Understood that it will require a bit of work.
It sounds like the pros still outweigh the cons. Eliminating this pervasive compiler error will be a huge win. So unless it's totally impossible to make this change without significant effort, it still seems like something we should do.
And to be clear, this wouldn't be tackled until post-GTC, 0.14 timeframe.
I think this is a nice bit if tech debt to tackle in 0.14.
@jrhemstad can you document here what you ran up against that lead to reprioritizing this?
This issue has been labeled inactive-90d due to no recent activity in the past 90 days. Please close this issue if no further response or action is needed. Otherwise, please respond with a comment indicating any updates or changes to the original issue and/or confirm this issue still needs to be addressed.

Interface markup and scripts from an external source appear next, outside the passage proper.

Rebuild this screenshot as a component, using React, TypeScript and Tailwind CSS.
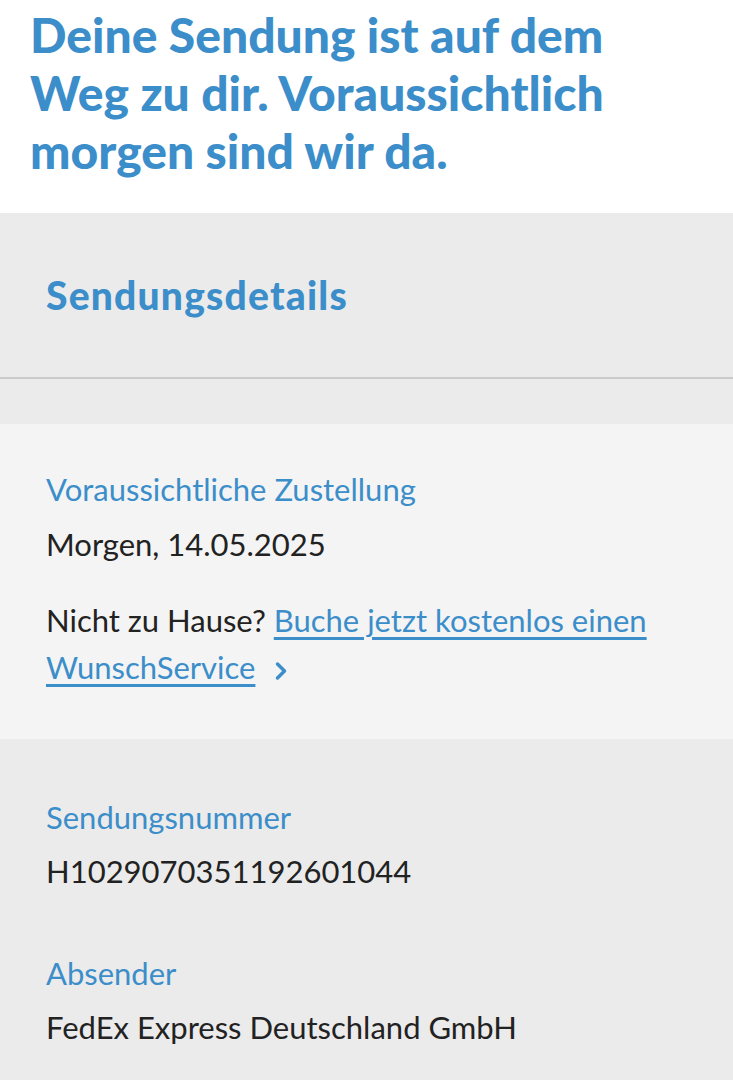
export default function App() {
  return (
    <div className="min-h-[1080px] w-full bg-[#ebebeb] font-['Lato','Liberation_Sans',sans-serif]">
      <div className="bg-white px-[30px] pt-[6px] pb-[33px]">
        <h1 className="text-[48px] font-black leading-[58px] tracking-[0px] text-[#3b8ec9]">
          Deine Sendung ist auf dem
          <br />
          Weg zu dir. Voraussichtlich
          <br />
          morgen sind wir da.
        </h1>
      </div>

      <div className="flex h-[166px] items-center border-b-2 border-[#cbcbcb] px-[46px]">
        <h2 className="text-[39px] font-black tracking-[1.2px] text-[#3b8ec9]">Sendungsdetails</h2>
      </div>

      <div className="h-[45px]" />

      <div className="bg-[#f4f4f4] px-[46px] pt-[45px] pb-[48px] text-[31px]">
        <p className="leading-[40px] text-[#3b8ec9]">Voraussichtliche Zustellung</p>
        <p className="mt-[15px] leading-[40px] text-[#222]">Morgen, 14.05.2025</p>
        <p className="mt-[33px] leading-[47px] text-[#222]">
          Nicht zu Hause?{" "}
          <a href="#" className="text-[#3b8ec9] underline decoration-[3px] underline-offset-[5px]">
            Buche jetzt kostenlos einen WunschService
          </a>
          <svg className="ml-[20px] inline-block align-[-2px]" width="12" height="20" viewBox="0 0 12 20" fill="none">
            <path d="M2.5 3l7 7-7 7" stroke="#3b8ec9" strokeWidth="3.5" strokeLinecap="round" strokeLinejoin="round" />
          </svg>
        </p>
      </div>

      <div className="px-[46px] pt-[58px] pb-[40px] text-[31px]">
        <p className="leading-[40px] text-[#3b8ec9]">Sendungsnummer</p>
        <p className="mt-[14px] leading-[40px] text-[#222]">H1029070351192601044</p>
        <p className="mt-[62px] leading-[40px] text-[#3b8ec9]">Absender</p>
        <p className="mt-[14px] leading-[40px] text-[#222]">FedEx Express Deutschland GmbH</p>
      </div>
    </div>
  );
}
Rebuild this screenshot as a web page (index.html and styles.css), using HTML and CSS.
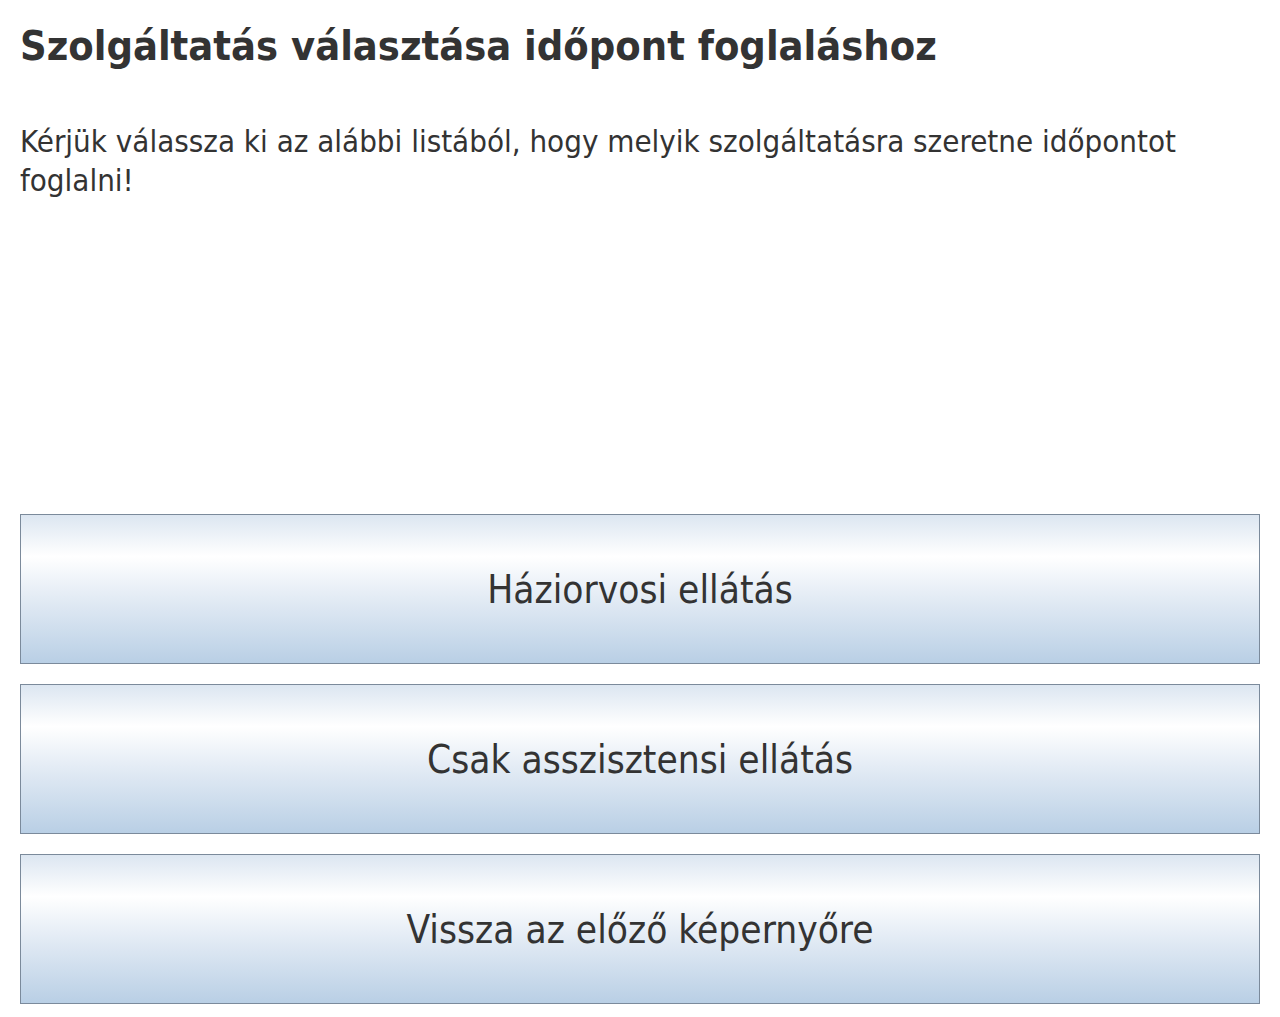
FILE: index.html
```html
<!DOCTYPE html>
<html lang="hu">
<head>
<meta charset="utf-8">
<title>Szolgáltatás választása</title>
<link rel="stylesheet" href="styles.css">
</head>
<body>
<div class="page">
  <h1 class="title">Szolgáltatás választása időpont foglaláshoz</h1>
  <p class="intro">Kérjük válassza ki az alábbi listából, hogy melyik szolgáltatásra szeretne időpontot foglalni!</p>
  <div class="choices">
    <button class="choice">Háziorvosi ellátás</button>
    <button class="choice">Csak asszisztensi ellátás</button>
    <button class="choice">Vissza az előző képernyőre</button>
  </div>
</div>
</body>
</html>
```
FILE: styles.css
```css
html, body {
  margin: 0;
  padding: 0;
  background: #ffffff;
}
.page {
  padding: 20px 20px 0 20px;
  font-family: "DejaVu Sans Condensed", "DejaVu Sans", sans-serif;
  color: #333333;
}
.title {
  margin: 0;
  font-size: 41.2px;
  line-height: 52px;
  font-weight: bold;
}
.intro {
  margin: 50px 0 0 0;
  font-size: 31px;
  line-height: 39px;
}
.choices {
  margin-top: 314px;
  display: flex;
  flex-direction: column;
  gap: 20px;
}
.choice {
  display: block;
  width: 100%;
  height: 150px;
  border: 1px solid #7b8a9b;
  background: linear-gradient(to bottom, #dce6f1 0%, #ffffff 28%, #e4ecf5 55%, #b9cfe5 100%);
  font-family: "DejaVu Sans Condensed", "DejaVu Sans", sans-serif;
  font-size: 38.5px;
  color: #333333;
  padding: 0;
  margin: 0;
  cursor: pointer;
}
```
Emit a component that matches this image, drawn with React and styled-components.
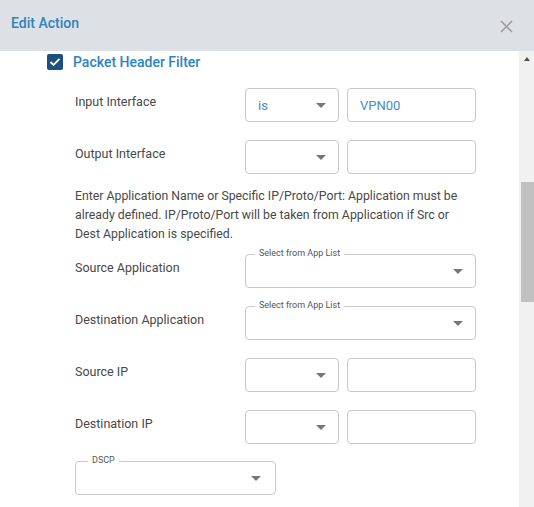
import React from 'react'
import styled, { createGlobalStyle } from 'styled-components'

const Global = createGlobalStyle`
  html, body {
    margin: 0;
    padding: 0;
    background: #fff;
    overflow: hidden;
  }
  * { box-sizing: border-box; }
`

const Modal = styled.div`
  width: 534px;
  height: 507px;
  overflow: hidden;
  display: flex;
  flex-direction: column;
  font-family: Roboto, "Liberation Sans", Arial, sans-serif;
  background: #fff;
`

const Header = styled.div`
  height: 51px;
  flex-shrink: 0;
  background: #dde1e5;
  display: flex;
  justify-content: space-between;
  align-items: flex-start;
  padding: 13px 21px 0 11px;
`

const Title = styled.div`
  font-size: 14px;
  line-height: 20px;
  font-weight: 500;
  color: #2b84bf;
`

const CloseButton = styled.button`
  border: 0;
  background: none;
  padding: 0;
  margin-top: 7px;
  width: 13px;
  height: 13px;
  display: flex;
  cursor: pointer;
`

const Body = styled.div`
  flex: 1;
  display: flex;
  align-items: flex-start;
`

const Content = styled.div`
  flex: 1;
  padding-top: 2px;
`

const FilterRow = styled.label`
  display: flex;
  align-items: center;
  gap: 10px;
  margin-left: 47px;
  height: 17px;
`

const Checkbox = styled.span`
  width: 16px;
  height: 16px;
  border-radius: 2px;
  background: #1c5080;
  display: flex;
  align-items: center;
  justify-content: center;
`

const FilterTitle = styled.span`
  font-size: 14px;
  font-weight: 500;
  color: #2b84bf;
`

const Fields = styled.div`
  padding-left: 75px;
  display: flex;
  flex-direction: column;
`

const Row = styled.div`
  display: flex;
  gap: 8px;
  align-items: flex-start;
  margin-top: ${p => p.$top ?? 18}px;
`

const Label = styled.div`
  width: 162px;
  flex-shrink: 0;
  font-size: 12.5px;
  line-height: 19px;
  color: #484848;
  padding-top: 4px;
`

const Note = styled.p`
  margin: 13px 0 0;
  width: 420px;
  font-size: 12.3px;
  line-height: 19px;
  color: #484848;
`

const Box = styled.div`
  position: relative;
  flex-shrink: 0;
  width: ${p => p.$width}px;
  height: 34px;
  border: 1px solid #c8c8c8;
  border-radius: 4px;
  display: flex;
  align-items: center;
  padding: 0 12px;
  font-size: 13px;
  color: #3d8fc4;
`

const Value = styled.span`
  flex: 1;
`

const Arrow = styled.span`
  width: 0;
  height: 0;
  border-left: 5px solid transparent;
  border-right: 5px solid transparent;
  border-top: 5px solid #777;
  margin-right: ${p => p.$right ?? 0}px;
`

const Legend = styled.span`
  position: absolute;
  top: -7px;
  left: ${p => p.$left}px;
  padding: 0 4px;
  background: #fff;
  font-size: 9px;
  line-height: 11px;
  color: #555;
`

const Scrollbar = styled.div`
  width: 15px;
  height: 465px;
  flex-shrink: 0;
  background: #f1f1f1;
  display: flex;
  flex-direction: column;
  align-items: center;
`

const ScrollButton = styled.div`
  height: 15px;
  width: 15px;
  display: flex;
  align-items: center;
  justify-content: center;
`

const UpTri = styled.span`
  width: 0;
  height: 0;
  border-left: 3.5px solid transparent;
  border-right: 3.5px solid transparent;
  border-bottom: 4px solid #505050;
`

const DownTri = styled.span`
  width: 0;
  height: 0;
  border-left: 3.5px solid transparent;
  border-right: 3.5px solid transparent;
  border-top: 4px solid #505050;
`

const Track = styled.div`
  flex: 1;
  width: 15px;
  padding-left: 2px;
`

const Thumb = styled.div`
  margin-top: 116px;
  height: 120px;
  width: 13px;
  background: #c1c1c1;
`

const Select = ({ value, width = 94, legend, legendLeft, arrowRight }) => (
  <Box $width={width}>
    {legend && <Legend $left={legendLeft}>{legend}</Legend>}
    <Value>{value}</Value>
    <Arrow $right={arrowRight} />
  </Box>
)

const TextBox = ({ value }) => (
  <Box $width={129}>
    <Value>{value}</Value>
  </Box>
)

export default function App() {
  return (
    <Modal>
      <Global />
      <Header>
        <Title>Edit Action</Title>
        <CloseButton aria-label="close">
          <svg width="13" height="13" viewBox="0 0 13 13">
            <path d="M1 1 L12 12 M12 1 L1 12" stroke="#9a9a9a" strokeWidth="1.5" />
          </svg>
        </CloseButton>
      </Header>
      <Body>
        <Content>
          <FilterRow>
            <Checkbox>
              <svg width="12" height="10" viewBox="0 0 12 10">
                <path d="M1.5 5 L4.5 8 L10.5 1.8" stroke="#fff" strokeWidth="1.8" fill="none" />
              </svg>
            </Checkbox>
            <FilterTitle>Packet Header Filter</FilterTitle>
          </FilterRow>
          <Fields>
            <Row>
              <Label>Input Interface</Label>
              <Select value="is" />
              <TextBox value="VPN00" />
            </Row>
            <Row>
              <Label>Output Interface</Label>
              <Select />
              <TextBox />
            </Row>
            <Note>
              Enter Application Name or Specific IP/Proto/Port: Application must be<br />
              already defined. IP/Proto/Port will be taken from Application if Src or<br />
              Dest Application is specified.
            </Note>
            <Row $top={10}>
              <Label>Source Application</Label>
              <Select width={231} legend="Select from App List" legendLeft={9} />
            </Row>
            <Row>
              <Label>Destination Application</Label>
              <Select width={231} legend="Select from App List" legendLeft={9} />
            </Row>
            <Row>
              <Label>Source IP</Label>
              <Select />
              <TextBox />
            </Row>
            <Row>
              <Label>Destination IP</Label>
              <Select />
              <TextBox />
            </Row>
            <Row $top={17}>
              <Select width={201} legend="DSCP" legendLeft={12} arrowRight={2} />
            </Row>
          </Fields>
        </Content>
        <Scrollbar>
          <ScrollButton><UpTri /></ScrollButton>
          <Track><Thumb /></Track>
          <ScrollButton><DownTri /></ScrollButton>
        </Scrollbar>
      </Body>
    </Modal>
  )
}
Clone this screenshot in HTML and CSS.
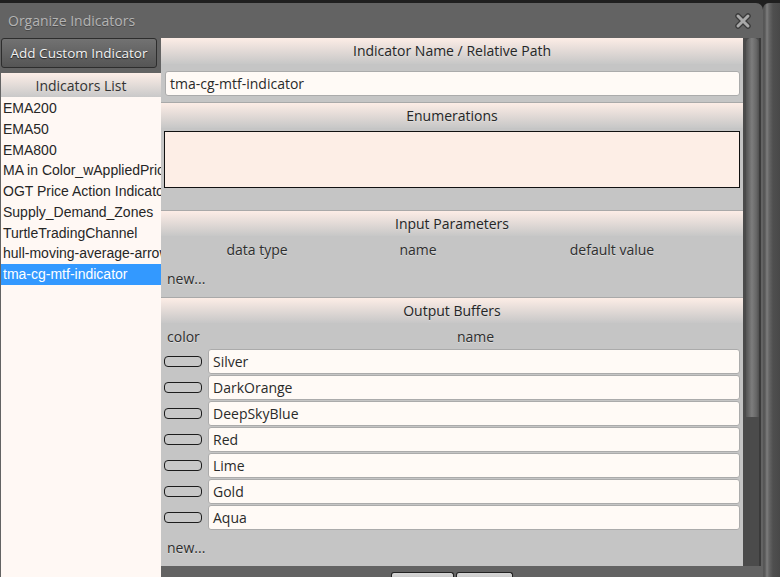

This issue has been labeled inactive-30d due to no recent activity in the past 30 days. Please close this issue if no further response or action is needed. Otherwise, please respond with a comment indicating any updates or changes to the original issue and/or confirm this issue still needs to be addressed. This issue will be labeled inactive-90d if there is no activity in the next 60 days.
This is still relevant. @jrhemstad instead of storing a pointer and size, I guess column_view could just store a host_span<column_view>?
This is still relevant. @jrhemstad instead of storing a pointer and size, I guess
column_viewcould just store ahost_span<column_view>?
It could, yeah. I remember I went down the path of making this change (not the host_span specifically) and running into what felt like a showstopper. I can't remember what it was right now. I'd have to revisit and think about it.